どうして神は浅間山を噴火させ、多くの人を殺したのか、と私は思う。

阪神大震災でボランティアとしてしばらく滞在した悠太は、ある少女が焼け死んでいく姿を想像する。

体は動かない。「助けてえ」と必死に叫ぶ所に炎が入り込んできた。「熱いよう」と少女は泣いたけれども、物凄いヘリコプターの爆音に消されてしまい、誰も助けに来てくれない。少女の体はじりじりと焼かれていった。少女はついに叫びもがきながら、焼かれていった。

こういう想像力があるのに、その痛みをもたらした神への疑問は出てこないのが不思議である。
というか、都合よすぎるんじゃなかろうか。

デイヴィッド・ロッジ『どこまで行けるか』は、神への異議をはっきりと述べている。

洪水による土砂崩れが小学校を呑み込み、教師と百十余名の児童が死ぬという事件(実際の事件)が起きる。
ブライアリー神父はこの事件について次のような説教をする。

(このような災害を)人間の罪深さに対する一種の罰と見なしたり、神の御意として何の疑いも差し挟まず受け入れたりするのがキリスト教の伝統的な反応だ。その二つの反応はどちらも不十分である。なぜなら、もし罰せられるのが人類の罪深さとすれば、あの子供たちや家族が罰を蒙るのは完全に不当だ。そして、もしそれが神の御意ならば、なぜわれわれは、それに疑問を呈してはいけないのか?キリスト教徒が信じているように、もし神が宇宙に遍在しているのなら、神は宇宙の中の一切のことに責任をもち、こういうときに人間の心に掻き立てられた怒りと敵意を甘受する用意がなければならない。

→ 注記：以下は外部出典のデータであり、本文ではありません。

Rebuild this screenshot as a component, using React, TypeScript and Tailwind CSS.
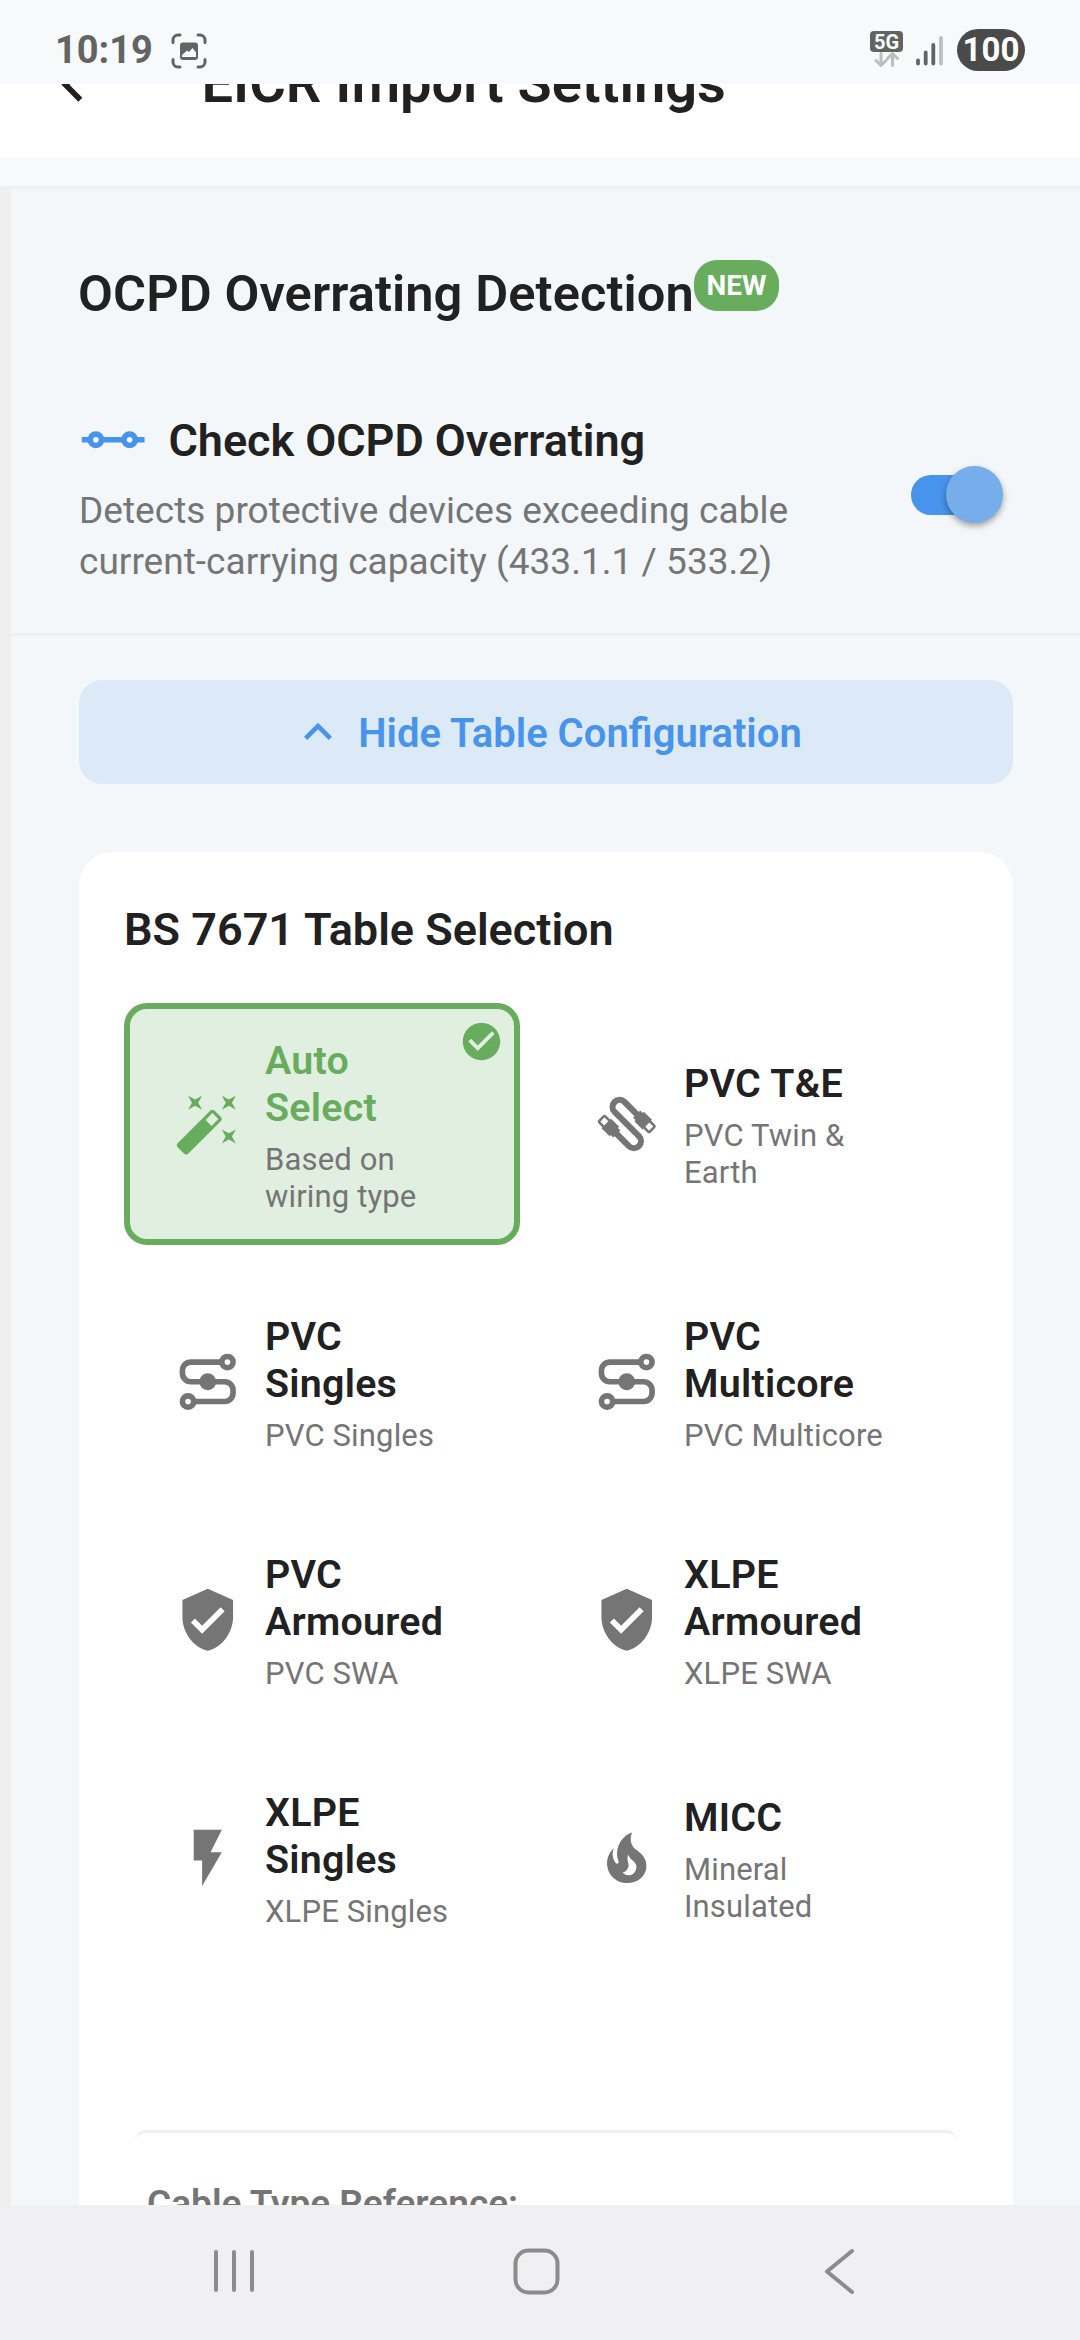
import React from 'react';
import clsx from 'clsx';

const paths = {
  wand: 'M7.5,5.6L5,7L6.4,4.5L5,2L7.5,3.4L10,2L8.6,4.5L10,7L7.5,5.6M19.5,15.4L22,14L20.6,16.5L22,19L19.5,17.6L17,19L18.4,16.5L17,14L19.5,15.4M22,2L20.6,4.5L22,7L19.5,5.6L17,7L18.4,4.5L17,2L19.5,3.4L22,2M13.34,12.78L15.78,10.34L13.66,8.22L11.22,10.66L13.34,12.78M14.37,7.29L16.71,9.63C17.1,10 17.1,10.65 16.71,11.04L5.04,22.71C4.65,23.1 4,23.1 3.63,22.71L1.29,20.37C0.9,20 0.9,19.35 1.29,18.96L12.96,7.29C13.35,6.9 14,6.9 14.37,7.29Z',
  shield: 'M10,17L6,13L7.41,11.59L10,14.17L16.59,7.58L18,9M12,1L3,5V11C3,16.55 6.84,21.74 12,23C17.16,21.74 21,16.55 21,11V5L12,1Z',
  flash: 'M7,2V13H10V22L17,10H13L17,2H7Z',
  fire: 'M17.66 11.2C17.43 10.9 17.15 10.64 16.89 10.38C16.22 9.78 15.46 9.35 14.82 8.72C13.33 7.26 13 4.85 13.95 3C13 3.23 12.17 3.75 11.46 4.32C8.87 6.4 7.85 10.07 9.07 13.22C9.11 13.32 9.15 13.42 9.15 13.55C9.15 13.77 9 13.97 8.8 14.05C8.57 14.15 8.33 14.09 8.14 13.93C8.08 13.88 8.04 13.83 8 13.76C6.87 12.33 6.69 10.28 7.45 8.64C5.78 10 4.87 12.3 5 14.47C5.06 14.97 5.12 15.47 5.29 15.97C5.43 16.57 5.7 17.17 6 17.7C7.08 19.43 8.95 20.67 10.96 20.92C13.1 21.19 15.39 20.8 17.03 19.32C18.86 17.66 19.5 15 18.56 12.72L18.43 12.46C18.22 12 17.66 11.2 17.66 11.2M14.5 17.5C14.22 17.74 13.76 18 13.4 18.1C12.28 18.5 11.16 17.94 10.5 17.28C11.69 17 12.4 16.12 12.61 15.23C12.78 14.43 12.46 13.77 12.33 13C12.21 12.26 12.23 11.63 12.5 10.94C12.69 11.32 12.89 11.7 13.13 12C13.9 13 15.11 13.44 15.37 14.8C15.41 14.94 15.43 15.08 15.43 15.23C15.46 16.05 15.1 16.95 14.5 17.5H14.5Z',
  checkCircle: 'M12 2C6.5 2 2 6.5 2 12S6.5 22 12 22 22 17.5 22 12 17.5 2 12 2M10 17L5 12L6.41 10.59L10 14.17L17.59 6.58L19 8L10 17Z',
  chevronUp: 'M7.41,15.41L12,10.83L16.59,15.41L18,14L12,8L6,14L7.41,15.41Z',
  chevronLeft: 'M15.41,16.58L10.83,12L15.41,7.41L14,6L8,12L14,18L15.41,16.58Z',
};

const Glyph = ({ d, className }: { d: string; className?: string }) => (
  <svg viewBox="0 0 24 24" fill="currentColor" className={clsx('shrink-0', className)}>
    <path d={d} />
  </svg>
);

const ConnectionIcon = ({ className }: { className?: string }) => (
  <svg viewBox="0 0 24 24" fill="none" stroke="currentColor" strokeWidth="2" className={className}>
    <path d="M1 12h3M8 12h8M20 12h3.3" />
    <circle cx="6" cy="12" r="2" />
    <circle cx="18" cy="12" r="2" />
  </svg>
);

const RouteIcon = ({ className }: { className?: string }) => (
  <svg viewBox="0 0 24 24" fill="none" stroke="currentColor" strokeWidth="2" className={className}>
    <path d="M17 5H6a3 3 0 0 0-3 3v1a3 3 0 0 0 3 3h12a3 3 0 0 1 3 3v1a3 3 0 0 1-3 3H7" />
    <circle cx="19" cy="5" r="2" />
    <circle cx="5" cy="19" r="2" />
    <circle cx="12" cy="12" r="3" fill="currentColor" stroke="none" />
  </svg>
);

const CablePlug = () => (
  <g>
    <rect x="-7.4" y="-5.3" width="4.8" height="4.1" fill="currentColor" />
    <rect x="-6.8" y="-1.6" width="3.6" height="1.6" fill="currentColor" />
    <rect x="-6.5" y="-7.7" width="3" height="3" rx="0.4" fill="none" stroke="currentColor" strokeWidth="0.9" />
  </g>
);

const CableIcon = ({ className }: { className?: string }) => (
  <svg viewBox="0 0 24 24" className={className}>
    <g transform="translate(12 12.1) rotate(-45)">
      <path d="M-5 -1V6.1A2.5 2.5 0 0 0 0 6.1V-6.1A2.5 2.5 0 0 1 5 -6.1V1" fill="none" stroke="currentColor" strokeWidth="2.2" />
      <CablePlug />
      <g transform="rotate(180)">
        <CablePlug />
      </g>
    </g>
  </svg>
);

const iconSize = 'w-[67.5px] h-[67.5px] shrink-0';

const options = [
  { title: 'Auto\nSelect', sub: 'Based on\nwiring type', icon: <Glyph d={paths.wand} className={iconSize} />, selected: true },
  { title: 'PVC T&E', sub: 'PVC Twin &\nEarth', icon: <CableIcon className={iconSize} /> },
  { title: 'PVC\nSingles', sub: 'PVC Singles', icon: <RouteIcon className={iconSize} /> },
  { title: 'PVC\nMulticore', sub: 'PVC Multicore', icon: <RouteIcon className={iconSize} /> },
  { title: 'PVC\nArmoured', sub: 'PVC SWA', icon: <Glyph d={paths.shield} className={iconSize} /> },
  { title: 'XLPE\nArmoured', sub: 'XLPE SWA', icon: <Glyph d={paths.shield} className={iconSize} /> },
  { title: 'XLPE\nSingles', sub: 'XLPE Singles', icon: <Glyph d={paths.flash} className={iconSize} /> },
  { title: 'MICC', sub: 'Mineral\nInsulated', icon: <Glyph d={paths.fire} className={iconSize} /> },
];

const StatusBar = () => (
  <div className="h-[84px] shrink-0 bg-[#f8f9fb] flex items-start justify-between pl-[55px] pr-[55px]">
    <div className="flex items-start">
      <span className="mt-[26px] w-[98px] text-[38px] leading-[48px] font-bold text-[#626462] whitespace-nowrap">10:19</span>
      <svg viewBox="0 0 36 36" className="w-9 h-9 mt-[33px] ml-[18px]" fill="none" stroke="#626462" strokeWidth="3" strokeLinecap="round">
        <path d="M2 9.5V7a5 5 0 0 1 5-5h2M27 2h2a5 5 0 0 1 5 5v2.5M34 26.5v2.5a5 5 0 0 1-5 5h-2M9 34H7a5 5 0 0 1-5-5v-2.5" />
        <path fillRule="evenodd" stroke="none" fill="#626462" d="M12 9.5h12a3 3 0 0 1 3 3v11.500a3 3 0 0 1-3 3H12a3 3 0 0 1-3-3V12.500a3 3 0 0 1 3-3zM11 24h14v-4.500l-3.500-4.500-3.500 4-2-1.500-5 4.500z" />
      </svg>
    </div>
    <div className="flex items-start">
      <div className="w-[33px] mt-[31px] flex flex-col items-center">
        <span className="w-full h-[21px] rounded-[4px] bg-[#626462] text-white text-[20px] leading-[22px] font-bold text-center">5G</span>
        <svg viewBox="0 0 26 15" className="w-[26px] h-[15px]" fill="none" stroke="#bdbebe" strokeWidth="3" strokeLinecap="round" strokeLinejoin="round">
          <path d="M7 1.5V13M2 8.5l5 5 5-5M18.5 13.5V2M13.5 6.5l5-5 5 5" />
        </svg>
      </div>
      <svg viewBox="0 0 28 30" className="w-7 h-[30px] mt-[36px] ml-[13px]" strokeWidth="3.8" strokeLinecap="round" stroke="#626462">
        <path d="M2 24.5v3M9.7 16.5v11M17.3 9v18.5" />
        <path d="M25 2v25.5" stroke="#bdbebe" />
      </svg>
      <span className="w-[68px] h-[42px] mt-[29px] ml-[13px] rounded-full bg-[#4a4a4a] text-white text-[33px] leading-[42px] font-bold text-center">100</span>
    </div>
  </div>
);

const NavBar = () => (
  <div className="h-[135px] shrink-0 bg-[#f0f0f3] flex items-start pt-[43px] text-[#8c8c8c]">
    <svg viewBox="0 0 46 48" className="w-[46px] h-12 ml-[211px]" stroke="currentColor" strokeWidth="4" strokeLinecap="round">
      <path d="M5 4v38M23 4v38M41 4v38" />
    </svg>
    <svg viewBox="0 0 48 48" className="w-12 h-12 ml-[255px]" fill="none" stroke="currentColor" strokeWidth="4">
      <rect x="3.5" y="2.5" width="42" height="42" rx="13" />
    </svg>
    <svg viewBox="0 0 36 48" className="w-9 h-12 ml-[262px]" fill="none" stroke="currentColor" strokeWidth="4" strokeLinecap="round" strokeLinejoin="round">
      <path d="M30 3L5 23.5L30 44" />
    </svg>
  </div>
);

const OptionTile = ({ title, sub, icon, selected }: { title: string; sub: string; icon: React.ReactNode; selected?: boolean }) => (
  <div
    className={clsx(
      'relative flex items-center gap-[23.5px] pl-[44px] rounded-[23px] border-[6px]',
      selected ? 'border-[#68ad5d] bg-[#e1efe1] text-[#68ad5d]' : 'border-transparent text-[#757575]'
    )}
  >
    {icon}
    <div className="pt-[3.5px] whitespace-pre-line">
      <p className={clsx('text-[39.4px] leading-[47px] font-semibold tracking-[0.25px]', selected ? 'text-[#68ad5d]' : 'text-[#212121]')}>{title}</p>
      <p className="mt-[10px] text-[31px] leading-[37px] tracking-[0.15px] text-[#757575]">{sub}</p>
    </div>
    {selected && <Glyph d={paths.checkCircle} className="absolute top-[10px] right-[10px] w-[45px] h-[45px]" />}
  </div>
);

const App: React.FC = () => {
  return (
    <div className="w-[1080px] h-[2340px] flex flex-col overflow-hidden bg-[#f8f9fb] font-['Roboto',sans-serif] text-[#212121]">
      <StatusBar />
      <header className="h-[74px] shrink-0 bg-white overflow-hidden flex items-start">
        <Glyph d={paths.chevronLeft} className="w-[67.5px] h-[67.5px] ml-[39px] -mt-[33px]" />
        <h1 className="ml-[95px] -mt-[32px] text-[56px] leading-[62px] font-semibold whitespace-nowrap">EICR Import Settings</h1>
      </header>

      <main className="mt-[28px] flex-1 min-h-0 overflow-hidden border-t-[3px] border-l-[11px] border-[#efefef] bg-[#f3f7fa]">
        <section className="pt-[71px] pl-[67px] pb-[46px] border-b-[3px] border-[#efefef]">
          <div className="flex items-start h-[64px]">
            <h2 className="mt-[4px] text-[50.6px] leading-[60px] font-semibold tracking-[0.1px] whitespace-nowrap">OCPD Overrating Detection</h2>
            <span className="w-[85px] h-[51px] rounded-[23px] bg-[#68ad5d] text-white text-[28px] leading-[52px] font-bold text-center">NEW</span>
          </div>

          <div className="mt-[91px] flex items-start justify-between pr-[82px]">
            <div>
              <div className="flex items-center h-[52px]">
                <ConnectionIcon className="w-[67.5px] h-[67.5px] ml-[1px] -mt-[2px] text-[#4893ec]" />
                <h3 className="ml-[22px] text-[45px] leading-[52px] font-semibold tracking-[-0.06px] whitespace-nowrap">Check OCPD Overrating</h3>
              </div>
              <p className="mt-[18px] ml-px text-[37px] leading-[51px] tracking-[0.03px] text-[#757575] whitespace-nowrap">
                Detects protective devices exceeding cable
                <br />
                current-carrying capacity (433.1.1 / 533.2)
              </p>
            </div>
            <div className="mt-[60px] w-[87px] h-10 rounded-full bg-[#4893ec] relative">
              <span className="absolute -top-[9px] left-[35px] w-[57px] h-[57px] rounded-full bg-[#76aeec] shadow-[0_3px_6px_rgba(0,0,0,0.35)]" />
            </div>
          </div>
        </section>

        <section className="pt-[44px] pl-[68px] pr-[67px]">
          <button className="w-full h-[104px] rounded-[23px] bg-[#dceaf8] text-[#4893ec] flex items-center justify-center">
            <Glyph d={paths.chevronUp} className="w-[56px] h-[56px]" />
            <span className="ml-[12px] mt-[4px] text-[40px] font-semibold">Hide Table Configuration</span>
          </button>

          <div className="mt-[68px] h-[1500px] rounded-[34px] bg-white pt-[52px] px-[45px]">
            <h3 className="text-[45px] leading-[52px] font-semibold">BS 7671 Table Selection</h3>
            <div className="mt-[47px] grid grid-cols-[396px_396px] grid-rows-[242px_202.5px_202.5px_202.5px] gap-x-[23px] gap-y-[35.5px]">
              {options.map((o) => (
                <OptionTile key={o.title} {...o} />
              ))}
            </div>
            <div className="mt-[170.5px] mx-[11px] pt-[47px] pl-[12px] rounded-[11px] border-t-[3px] border-[#efefef]">
              <p className="text-[37px] leading-[48px] font-semibold text-[#757575]">Cable Type Reference:</p>
            </div>
          </div>
        </section>
      </main>
      <NavBar />
    </div>
  );
};

export default App;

そして、神に不平をぶちまけ、苦しみを率直に語った『ヨブ記』を引用する。

グレアム・グリーン『事件の核心』では、子供の死について神に問う。

遭難した船から逃れた人たちが乗ったボートが40日間漂流し、女の子は助けられたものの、すぐに死ぬ。
主人公である警察副署長はこう感じる。

自ら創り出したものを愛するほどの人間性を持たぬものとしての神も信ずることは出来なかった。


グレアム・グリーンやデイヴィッド・ロッジはカトリック作家である。

彼らの小説に登場する人物は、神に異議を唱えても、信仰を捨てず、神に無関心でもない。
疑問を持ちながらもカトリックにこだわり続ける。
そこらがキリスト教徒ではない私にも共感できるわけです。